Majalah ini mampu bertahan terbit selama lebih dari dua tahun, meski isi pemberitaannya seringkali menentang federalisme dan pembentukan Negara Kalimantan. Baru kemudian di bulan Desember 1948 Zafry Zamzam ditangkap tentara Belanda, sebagai bagian dari Agresi Militer Belanda II tanggal 19 Desember 1948. Penangkapan terhadap Zafry Zamzam berakibat Majalah Republik berakhir, karena tidak adanya lagi tenaga penggerak lainnya yang berani menanggung risiko.
Selepas keluar dari penjara, maka pada tahun 1949-1950 Zafry Zamzam bersama-sama Yusni Antemas bergabung/memimpin dewan redaksi Kalimantan Berdjuang di Banjarmasin.
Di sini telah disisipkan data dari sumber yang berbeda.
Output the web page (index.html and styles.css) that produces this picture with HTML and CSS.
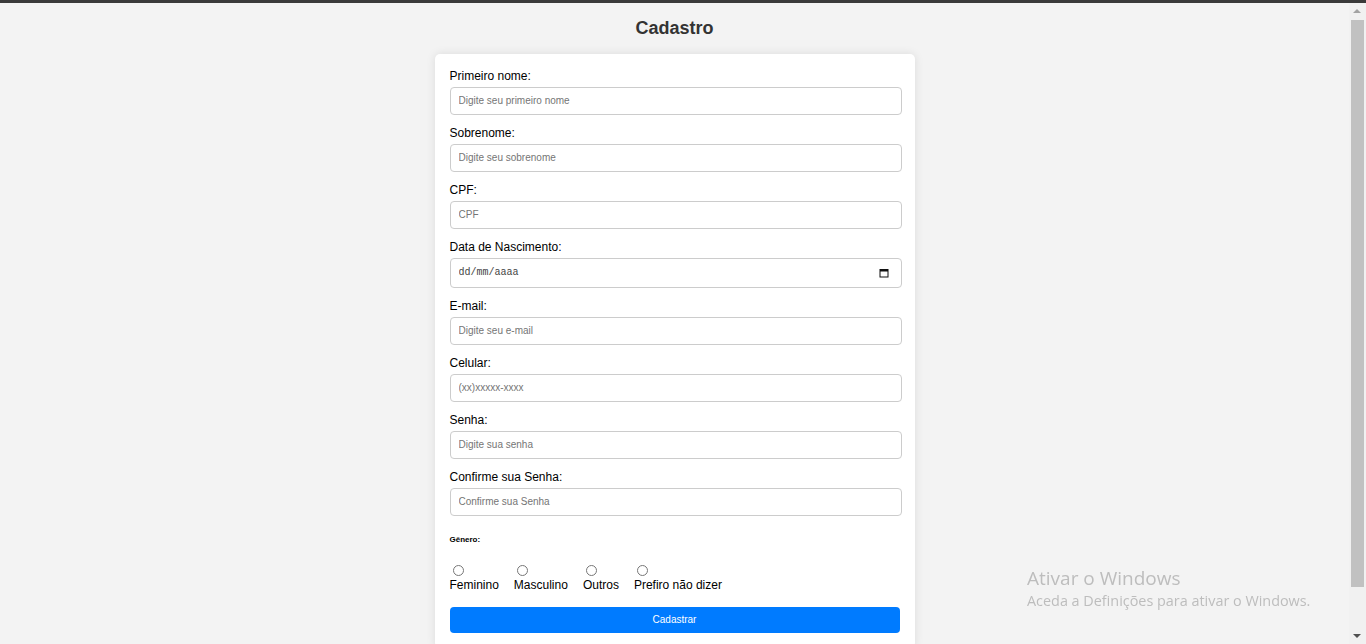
FILE: index.html
```html
<!DOCTYPE html>
<html lang="pt-BR">
<head>
<meta charset="utf-8">
<title>Cadastro</title>
<link rel="stylesheet" href="styles.css">
</head>
<body>
<div class="topbar"></div>
<h2 class="title">Cadastro</h2>
<form class="card">
  <label class="field-label" for="nome">Primeiro nome:</label>
  <input class="field" id="nome" type="text" placeholder="Digite seu primeiro nome">
  <label class="field-label" for="sobrenome">Sobrenome:</label>
  <input class="field" id="sobrenome" type="text" placeholder="Digite seu sobrenome">
  <label class="field-label" for="cpf">CPF:</label>
  <input class="field" id="cpf" type="text" placeholder="CPF">
  <label class="field-label" for="nasc">Data de Nascimento:</label>
  <div class="date-wrap">
    <input class="field field-date" id="nasc" type="text" placeholder="dd/mm/aaaa">
    <svg class="cal-icon" width="10" height="10" viewBox="0 0 10 10" aria-hidden="true">
      <rect x="1" y="1.5" width="8" height="7.5" fill="none" stroke="#111" stroke-width="1"/>
      <rect x="1" y="1" width="8" height="2.5" fill="#111"/>
    </svg>
  </div>
  <label class="field-label" for="email">E-mail:</label>
  <input class="field" id="email" type="email" placeholder="Digite seu e-mail">
  <label class="field-label" for="cel">Celular:</label>
  <input class="field" id="cel" type="text" placeholder="(xx)xxxxx-xxxx">
  <label class="field-label" for="senha">Senha:</label>
  <input class="field" id="senha" type="password" placeholder="Digite sua senha">
  <label class="field-label" for="senha2">Confirme sua Senha:</label>
  <input class="field" id="senha2" type="password" placeholder="Confirme sua Senha">
  <h6 class="gender-title">Gênero:</h6>
  <div class="options">
    <div class="option"><input class="radio" type="radio" id="fem" name="genero"><label class="option-label" for="fem">Feminino</label></div>
    <div class="option"><input class="radio" type="radio" id="masc" name="genero"><label class="option-label" for="masc">Masculino</label></div>
    <div class="option"><input class="radio" type="radio" id="out" name="genero"><label class="option-label" for="out">Outros</label></div>
    <div class="option"><input class="radio" type="radio" id="nd" name="genero"><label class="option-label" for="nd">Prefiro não dizer</label></div>
  </div>
  <button class="submit" type="button">Cadastrar</button>
</form>
<div class="scrollbar" aria-hidden="true">
  <div class="sb-arrow sb-up"></div>
  <div class="sb-track"><div class="sb-thumb"></div></div>
  <div class="sb-arrow sb-down"></div>
</div>
<div class="watermark">
  <div class="wm-title">Ativar o Windows</div>
  <div class="wm-sub">Aceda a Definições para ativar o Windows.</div>
</div>
</body>
</html>
```
FILE: styles.css
```css
html, body {
  margin: 0;
  padding: 0;
}
body {
  background: #f3f3f3;
  font-family: "Liberation Sans", Arial, sans-serif;
  color: #000;
  padding: 0 17px 45px 0;
}
.topbar {
  position: fixed;
  top: 0;
  left: 0;
  right: 0;
  height: 3px;
  background: #3a3a3a;
  z-index: 3;
}
.title {
  margin: 0;
  padding: 18px 0 15px;
  text-align: center;
  font-size: 18px;
  line-height: 21px;
  font-weight: bold;
  color: #333;
}
.card {
  box-sizing: border-box;
  width: 480px;
  margin: 0 auto;
  background: #fff;
  border-radius: 5px;
  box-shadow: 0 0 10px rgba(0, 0, 0, 0.1);
  padding: 14px 15px 15px;
}
.field-label {
  display: block;
  font-size: 12px;
  line-height: 17px;
  margin-bottom: 2px;
  color: #000;
}
.field {
  display: block;
  box-sizing: border-box;
  width: calc(100% + 2px);
  height: 28px;
  margin: 0 0 10px;
  padding: 0 8px 2px;
  border: 1px solid #ccc;
  border-radius: 4px;
  background: #fff;
  font-family: "Liberation Sans", Arial, sans-serif;
  font-size: 10px;
  color: #333;
}
.field::placeholder {
  color: #757575;
}
.date-wrap {
  position: relative;
}
.field-date {
  height: 30px;
  padding: 0 8px 1px;
  font-family: "Liberation Mono", "Courier New", monospace;
}
.field-date::placeholder {
  color: #444;
}
.cal-icon {
  position: absolute;
  right: 11px;
  top: 10px;
}
.gender-title {
  font-size: 8px;
  line-height: 9px;
  font-weight: bold;
  margin: 19px 0 21px;
}
.options {
  display: flex;
  gap: 15px;
}
.option {
  display: flex;
  flex-direction: column;
  align-items: flex-start;
}
.radio {
  width: 11px;
  height: 11px;
  margin: 0 0 2px 3px;
}
.option-label {
  font-size: 12px;
  line-height: 14px;
}
.submit {
  display: block;
  width: 100%;
  height: 26px;
  margin-top: 15px;
  padding: 0 0 2px;
  border: none;
  border-radius: 4px;
  background: #007bff;
  color: #fff;
  font-family: "Liberation Sans", Arial, sans-serif;
  font-size: 10px;
}
.scrollbar {
  position: fixed;
  top: 3px;
  right: 0;
  bottom: 0;
  width: 17px;
  background: #f1f1f1;
  display: flex;
  flex-direction: column;
  z-index: 2;
}
.sb-arrow {
  height: 17px;
  flex: none;
  position: relative;
}
.sb-arrow::after {
  content: "";
  position: absolute;
  left: 4px;
  width: 0;
  height: 0;
  border-left: 4px solid transparent;
  border-right: 4px solid transparent;
}
.sb-up::after {
  top: 6px;
  border-bottom: 4px solid #a3a3a3;
}
.sb-down::after {
  top: 7px;
  border-top: 4px solid #505050;
}
.sb-track {
  flex: 1;
  padding: 0 2px;
}
.sb-thumb {
  margin-top: 0;
  height: 567px;
  background: #c1c1c1;
}
.watermark {
  position: fixed;
  left: 1027px;
  top: 565px;
  color: #bdbdbd;
  font-family: "Open Sans", "Noto Sans", sans-serif;
  pointer-events: none;
  z-index: 1;
}
.wm-title {
  font-size: 19px;
  line-height: 26px;
}
.wm-sub {
  font-size: 14.4px;
  line-height: 20px;
}
```
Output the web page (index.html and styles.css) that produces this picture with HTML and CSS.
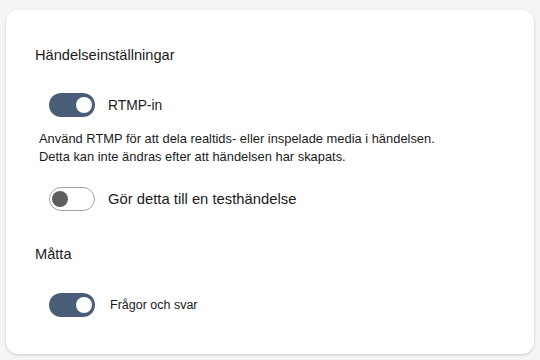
FILE: index.html
```html
<!DOCTYPE html>
<html>
<head>
    <title>Händelseinställningar</title>
    <link rel="stylesheet" href="styles.css">
</head>
<body>
    <div class="card">
        <h2 class="section-title">Händelseinställningar</h2>
        <div class="toggle-row first">
            <span class="toggle on"><span class="thumb"></span></span>
            <span class="toggle-label">RTMP-in</span>
        </div>
        <p class="description">Använd RTMP för att dela realtids- eller inspelade media i händelsen.<br>Detta kan inte ändras efter att händelsen har skapats.</p>
        <div class="toggle-row second">
            <span class="toggle off"><span class="thumb"></span></span>
            <span class="toggle-label large">Gör detta till en testhändelse</span>
        </div>
        <h2 class="section-title measure">Måtta</h2>
        <div class="toggle-row third">
            <span class="toggle on"><span class="thumb"></span></span>
            <span class="toggle-label small">Frågor och svar</span>
        </div>
    </div>
</body>
</html>
```

FILE: styles.css
```css
body {
    margin: 0;
    padding: 10px 6px 6px 6px;
    background-color: #f6f5f3;
    font-family: "Liberation Sans", Arial, sans-serif;
    color: #1b1a19;
}
.card {
    background-color: #fff;
    border-radius: 12px;
    box-shadow: 0 1px 3px rgba(0, 0, 0, 0.18);
    height: 344px;
    padding: 35px 29px 0 29px;
    box-sizing: border-box;
}
.section-title {
    margin: 0;
    font-size: 14.6px;
    font-weight: normal;
    line-height: 20px;
}
.section-title.measure {
    margin-top: 33px;
}
.toggle-row {
    display: flex;
    align-items: center;
    margin-left: 14px;
    gap: 13px;
}
.toggle-row.first {
    margin-top: 28px;
}
.toggle-row.second {
    margin-top: 21px;
}
.toggle-row.third {
    margin-top: 29px;
    gap: 15px;
}
.toggle {
    width: 46px;
    height: 24px;
    border-radius: 12px;
    box-sizing: border-box;
    display: flex;
    align-items: center;
    padding: 0 3px;
}
.toggle.on {
    background-color: #4a5d78;
    justify-content: flex-end;
}
.toggle.off {
    background-color: #fff;
    border: 1px solid #a8a6a4;
    padding: 0 2px;
}
.thumb {
    width: 16px;
    height: 16px;
    border-radius: 50%;
}
.toggle.on .thumb {
    background-color: #fff;
}
.toggle.off .thumb {
    background-color: #605e5c;
}
.toggle-label {
    font-size: 13.8px;
}
.toggle-label.large {
    font-size: 14.8px;
}
.toggle-label.small {
    font-size: 12.5px;
}
.description {
    margin: 13px 0 0 4px;
    font-size: 12.9px;
    line-height: 18px;
}
```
Pada penerbitan Kalimantan Berdjuang edisi Djumat, 11 Nopember 1949 tertulis bahwa Ketua Umum: Haspan Hadna, Ketua Redaksi: Zafry Zamzam, Tata Usaha: A. Djabar. Alamat redaksi: Kertak Baru 133 Banjarmasin Telepon No. 131. Zafry Zamzam menduduki jabatan Pemimpin Redaksi yang ditinggalkan Adonis Samat, karena yang bersangkutan bergabung dalam barisan perjuangan bersenjata.
Setelah pengakuan kedaulatan, Zafry Zamzam aktif dalam dunia pendidikan. Mengutip sumber Wikipedia, Zafry Zamzam adalah Rektor pertama IAIN Antasari di Banjarmasin, Kalimantan Selatan. Sebelum menjadi Rektor IAIN Antasari, beliau memimpin Fakultas Publisistik UNISAN (Universitas Islam Antasari).
Dibawah kepemimpinan beliau pula maka IAIN Antasari mendirikan Fakultas Tarbiyah. Selain menulis banyak artikel di surat kabar masa perjuangan, Zafry Zamzam sempat menulis dan menerbitkan 3 buah buku, yaitu: (1) Da’wah dinijah dan da’wah pantjasila; (permasalahan da’wah dan ilmu da’wah dalam rangka pembinaan bangsa Indonesia), 1963; (2) Kedudukan hukum sjariat dalam pembinaan karakter dan bangsa Indonesia, 1964; (3) Syekh Muhammad Arsyad Al-Banjary sebagai ulama juru da’wah : dalam sejarah penyiaran Islam di Kalimantan abad 13 H/18 M dan pengaruhnya di Asia Tenggara, 1974.